_ENTRIES SHOWN_

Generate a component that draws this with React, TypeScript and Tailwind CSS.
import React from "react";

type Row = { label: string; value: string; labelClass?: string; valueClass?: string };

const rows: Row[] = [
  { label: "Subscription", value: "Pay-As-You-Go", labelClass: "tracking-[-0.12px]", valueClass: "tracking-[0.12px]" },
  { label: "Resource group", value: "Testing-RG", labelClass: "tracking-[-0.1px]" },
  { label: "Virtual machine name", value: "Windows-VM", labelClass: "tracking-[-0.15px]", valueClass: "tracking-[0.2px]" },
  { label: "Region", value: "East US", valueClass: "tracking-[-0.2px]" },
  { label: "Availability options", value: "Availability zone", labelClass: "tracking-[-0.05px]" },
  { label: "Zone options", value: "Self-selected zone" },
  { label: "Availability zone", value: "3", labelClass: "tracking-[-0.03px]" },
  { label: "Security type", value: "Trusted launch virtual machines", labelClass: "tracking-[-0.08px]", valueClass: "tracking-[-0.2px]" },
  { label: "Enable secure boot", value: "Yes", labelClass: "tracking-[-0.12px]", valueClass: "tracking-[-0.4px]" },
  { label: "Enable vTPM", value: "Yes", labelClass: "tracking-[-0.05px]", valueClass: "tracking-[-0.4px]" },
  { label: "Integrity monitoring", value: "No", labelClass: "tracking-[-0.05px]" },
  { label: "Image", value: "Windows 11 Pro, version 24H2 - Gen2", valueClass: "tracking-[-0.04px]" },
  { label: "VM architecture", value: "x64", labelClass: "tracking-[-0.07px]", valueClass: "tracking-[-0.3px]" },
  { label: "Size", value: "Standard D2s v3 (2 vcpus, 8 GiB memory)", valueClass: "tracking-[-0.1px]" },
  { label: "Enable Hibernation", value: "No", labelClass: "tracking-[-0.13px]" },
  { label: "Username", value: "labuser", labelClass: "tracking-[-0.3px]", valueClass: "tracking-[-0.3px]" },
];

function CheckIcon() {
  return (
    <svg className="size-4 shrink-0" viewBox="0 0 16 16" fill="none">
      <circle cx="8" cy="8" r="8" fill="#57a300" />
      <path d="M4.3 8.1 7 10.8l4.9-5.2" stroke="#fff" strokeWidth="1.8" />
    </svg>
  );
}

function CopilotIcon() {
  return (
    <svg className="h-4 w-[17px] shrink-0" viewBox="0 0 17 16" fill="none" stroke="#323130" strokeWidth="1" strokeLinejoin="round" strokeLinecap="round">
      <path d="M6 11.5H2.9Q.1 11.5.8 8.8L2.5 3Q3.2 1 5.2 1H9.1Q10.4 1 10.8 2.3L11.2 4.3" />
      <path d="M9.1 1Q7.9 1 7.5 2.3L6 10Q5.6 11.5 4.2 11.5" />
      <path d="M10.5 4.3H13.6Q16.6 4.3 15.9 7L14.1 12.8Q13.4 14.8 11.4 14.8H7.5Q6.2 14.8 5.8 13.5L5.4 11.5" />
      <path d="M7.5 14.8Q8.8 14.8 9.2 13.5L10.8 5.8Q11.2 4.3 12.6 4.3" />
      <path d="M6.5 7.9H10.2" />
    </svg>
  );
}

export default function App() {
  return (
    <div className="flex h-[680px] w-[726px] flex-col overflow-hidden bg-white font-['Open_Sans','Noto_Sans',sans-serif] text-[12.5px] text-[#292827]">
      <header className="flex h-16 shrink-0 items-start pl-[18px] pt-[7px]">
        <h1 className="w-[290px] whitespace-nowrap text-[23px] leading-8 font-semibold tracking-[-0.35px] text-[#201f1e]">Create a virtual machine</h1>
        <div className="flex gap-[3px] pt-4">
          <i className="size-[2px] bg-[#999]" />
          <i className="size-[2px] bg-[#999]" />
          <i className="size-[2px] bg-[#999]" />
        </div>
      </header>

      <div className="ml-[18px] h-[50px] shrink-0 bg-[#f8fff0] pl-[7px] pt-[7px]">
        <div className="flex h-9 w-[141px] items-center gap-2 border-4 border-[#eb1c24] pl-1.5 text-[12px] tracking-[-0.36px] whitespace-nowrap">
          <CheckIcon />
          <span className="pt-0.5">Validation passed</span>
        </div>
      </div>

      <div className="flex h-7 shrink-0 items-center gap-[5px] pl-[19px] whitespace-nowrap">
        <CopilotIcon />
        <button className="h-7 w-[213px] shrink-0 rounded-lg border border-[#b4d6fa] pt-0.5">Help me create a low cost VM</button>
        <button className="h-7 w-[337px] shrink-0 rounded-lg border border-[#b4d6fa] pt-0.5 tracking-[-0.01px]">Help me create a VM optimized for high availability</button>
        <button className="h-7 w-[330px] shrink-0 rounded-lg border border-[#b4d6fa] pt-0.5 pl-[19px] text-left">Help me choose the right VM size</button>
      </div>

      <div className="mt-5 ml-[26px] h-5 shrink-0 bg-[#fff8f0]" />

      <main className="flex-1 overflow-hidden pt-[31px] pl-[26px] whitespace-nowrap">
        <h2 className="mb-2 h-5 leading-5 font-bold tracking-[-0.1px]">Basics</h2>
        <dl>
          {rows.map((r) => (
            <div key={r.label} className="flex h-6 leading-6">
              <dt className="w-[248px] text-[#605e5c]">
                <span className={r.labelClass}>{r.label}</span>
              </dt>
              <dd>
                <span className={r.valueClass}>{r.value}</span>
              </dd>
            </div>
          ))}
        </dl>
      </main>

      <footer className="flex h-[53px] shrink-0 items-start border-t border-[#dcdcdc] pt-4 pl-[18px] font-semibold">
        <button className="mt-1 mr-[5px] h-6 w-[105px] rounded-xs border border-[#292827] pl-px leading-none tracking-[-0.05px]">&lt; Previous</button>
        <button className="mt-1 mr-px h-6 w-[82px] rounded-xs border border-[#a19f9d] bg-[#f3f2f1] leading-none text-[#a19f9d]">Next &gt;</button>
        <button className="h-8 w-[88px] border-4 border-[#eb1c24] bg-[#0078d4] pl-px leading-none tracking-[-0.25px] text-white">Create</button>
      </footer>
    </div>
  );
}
* * *
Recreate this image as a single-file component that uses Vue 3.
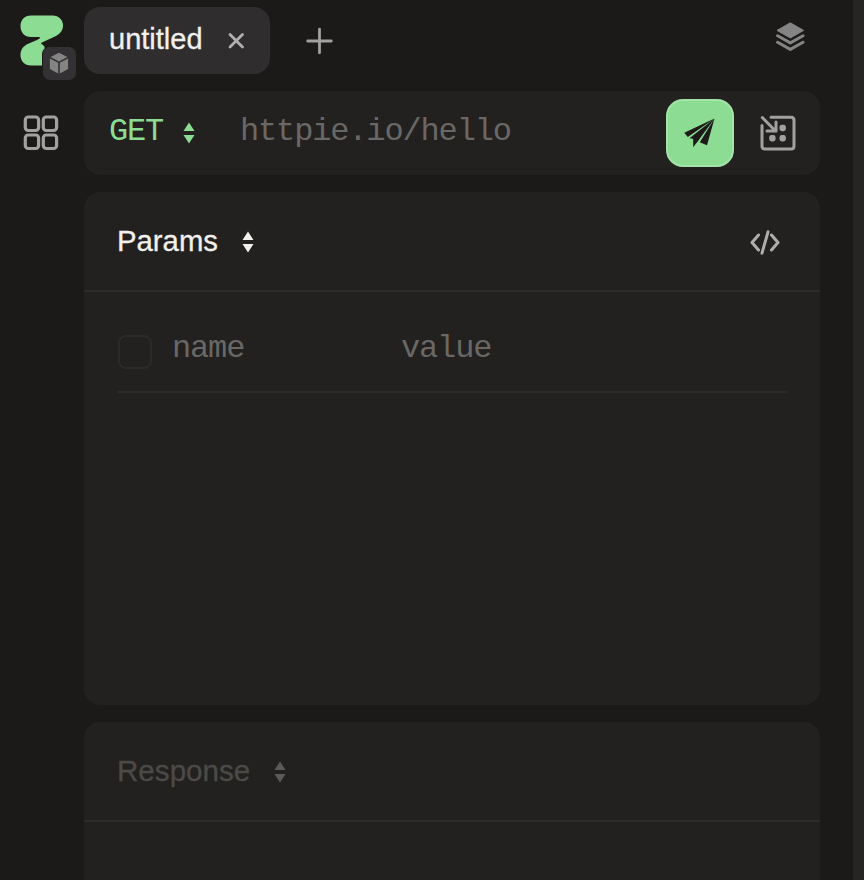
--
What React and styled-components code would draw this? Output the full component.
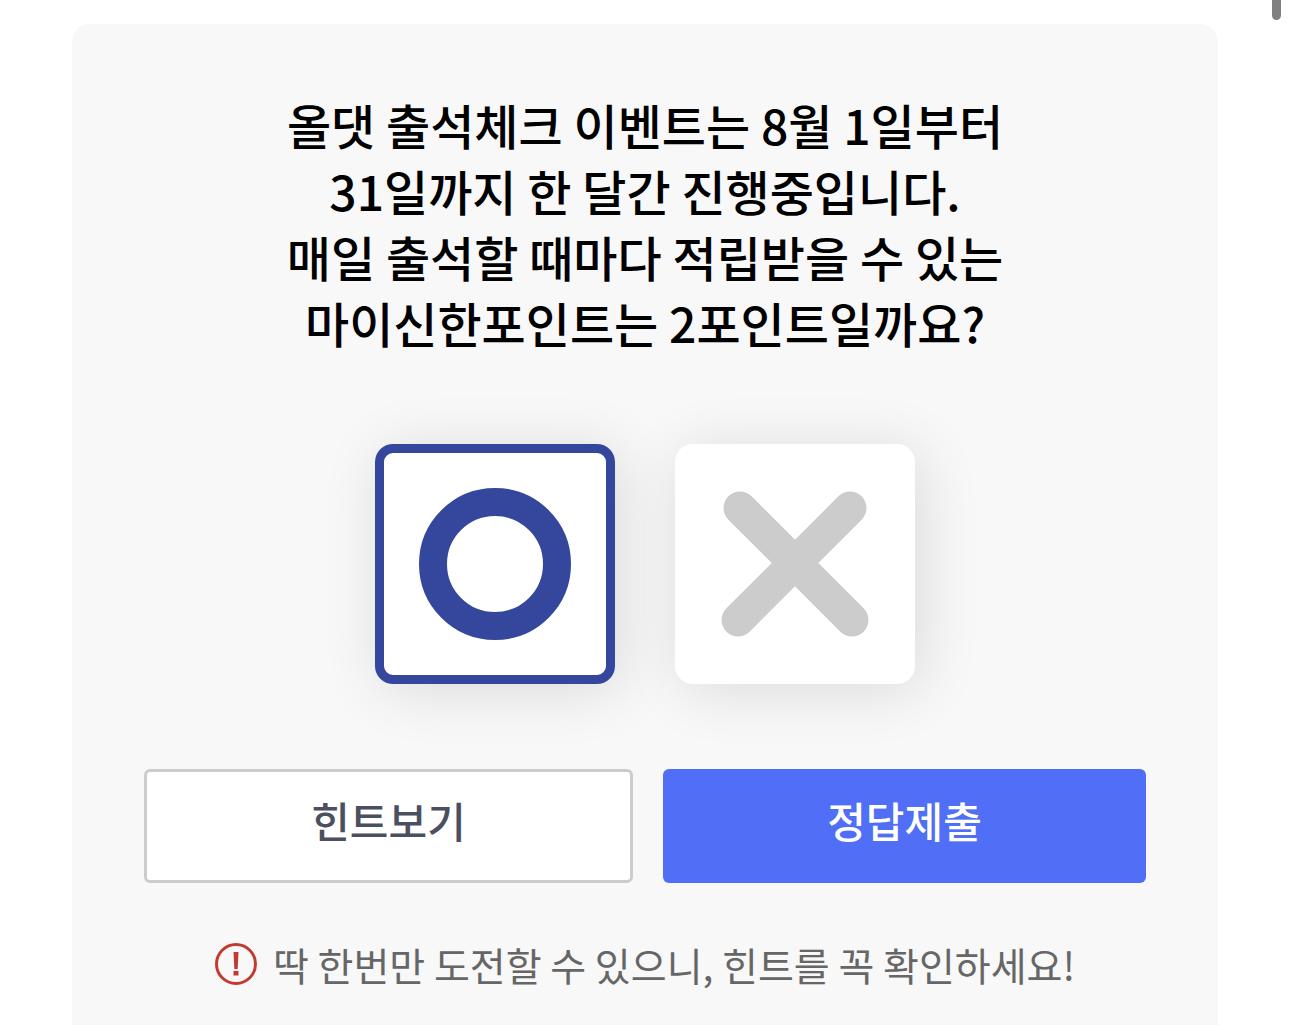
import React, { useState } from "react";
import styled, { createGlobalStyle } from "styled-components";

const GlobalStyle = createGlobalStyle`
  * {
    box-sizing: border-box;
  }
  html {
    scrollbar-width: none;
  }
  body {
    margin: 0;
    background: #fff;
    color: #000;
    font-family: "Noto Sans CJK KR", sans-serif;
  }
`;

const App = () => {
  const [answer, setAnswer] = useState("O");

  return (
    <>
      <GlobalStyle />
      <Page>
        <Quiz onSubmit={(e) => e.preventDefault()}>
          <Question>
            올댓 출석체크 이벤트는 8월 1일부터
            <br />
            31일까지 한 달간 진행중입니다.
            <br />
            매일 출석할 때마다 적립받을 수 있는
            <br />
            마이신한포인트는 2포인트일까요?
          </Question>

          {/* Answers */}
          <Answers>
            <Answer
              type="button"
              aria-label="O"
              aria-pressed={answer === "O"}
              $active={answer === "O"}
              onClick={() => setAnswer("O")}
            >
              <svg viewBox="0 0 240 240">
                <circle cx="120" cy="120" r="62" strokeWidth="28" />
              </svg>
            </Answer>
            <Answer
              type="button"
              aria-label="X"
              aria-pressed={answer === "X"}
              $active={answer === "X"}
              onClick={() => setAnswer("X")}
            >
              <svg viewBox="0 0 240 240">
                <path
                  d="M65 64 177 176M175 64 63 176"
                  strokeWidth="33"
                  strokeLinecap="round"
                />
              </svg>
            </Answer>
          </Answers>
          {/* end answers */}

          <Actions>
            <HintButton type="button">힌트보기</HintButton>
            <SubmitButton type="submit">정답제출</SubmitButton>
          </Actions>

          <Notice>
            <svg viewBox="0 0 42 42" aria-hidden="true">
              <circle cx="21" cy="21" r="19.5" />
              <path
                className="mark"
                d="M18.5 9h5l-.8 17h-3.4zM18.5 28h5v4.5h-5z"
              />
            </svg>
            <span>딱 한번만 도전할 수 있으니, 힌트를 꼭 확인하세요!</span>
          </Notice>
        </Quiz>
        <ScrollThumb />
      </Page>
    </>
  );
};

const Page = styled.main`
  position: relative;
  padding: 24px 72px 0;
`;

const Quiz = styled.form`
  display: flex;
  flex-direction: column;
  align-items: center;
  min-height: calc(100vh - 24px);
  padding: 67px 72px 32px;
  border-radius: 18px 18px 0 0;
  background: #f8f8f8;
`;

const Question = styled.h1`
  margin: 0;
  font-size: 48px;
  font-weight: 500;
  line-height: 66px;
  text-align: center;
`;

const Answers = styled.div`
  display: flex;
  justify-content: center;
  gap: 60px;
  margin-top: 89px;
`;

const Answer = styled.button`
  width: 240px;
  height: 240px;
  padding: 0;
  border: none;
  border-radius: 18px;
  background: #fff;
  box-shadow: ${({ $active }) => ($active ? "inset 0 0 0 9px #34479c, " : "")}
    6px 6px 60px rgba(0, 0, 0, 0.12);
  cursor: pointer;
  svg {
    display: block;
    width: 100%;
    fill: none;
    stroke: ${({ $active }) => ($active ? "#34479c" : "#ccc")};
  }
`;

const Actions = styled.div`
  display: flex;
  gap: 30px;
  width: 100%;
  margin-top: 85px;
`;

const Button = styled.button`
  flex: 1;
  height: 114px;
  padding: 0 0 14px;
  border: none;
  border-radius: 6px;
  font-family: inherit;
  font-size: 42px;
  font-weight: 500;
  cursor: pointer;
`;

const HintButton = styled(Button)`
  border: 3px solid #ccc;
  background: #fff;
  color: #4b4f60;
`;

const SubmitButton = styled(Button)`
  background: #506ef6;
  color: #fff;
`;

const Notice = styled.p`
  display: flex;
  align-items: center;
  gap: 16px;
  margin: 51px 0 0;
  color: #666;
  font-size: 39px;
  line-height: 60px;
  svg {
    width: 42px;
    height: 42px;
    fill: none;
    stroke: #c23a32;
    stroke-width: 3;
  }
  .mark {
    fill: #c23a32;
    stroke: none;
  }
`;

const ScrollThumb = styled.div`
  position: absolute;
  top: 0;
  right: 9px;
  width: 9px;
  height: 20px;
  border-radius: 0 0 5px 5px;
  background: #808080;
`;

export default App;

_SHORT PROBLEM_
Work out how many lines of the data above hold the word "components", and write only the count.

_SOLUTION_
2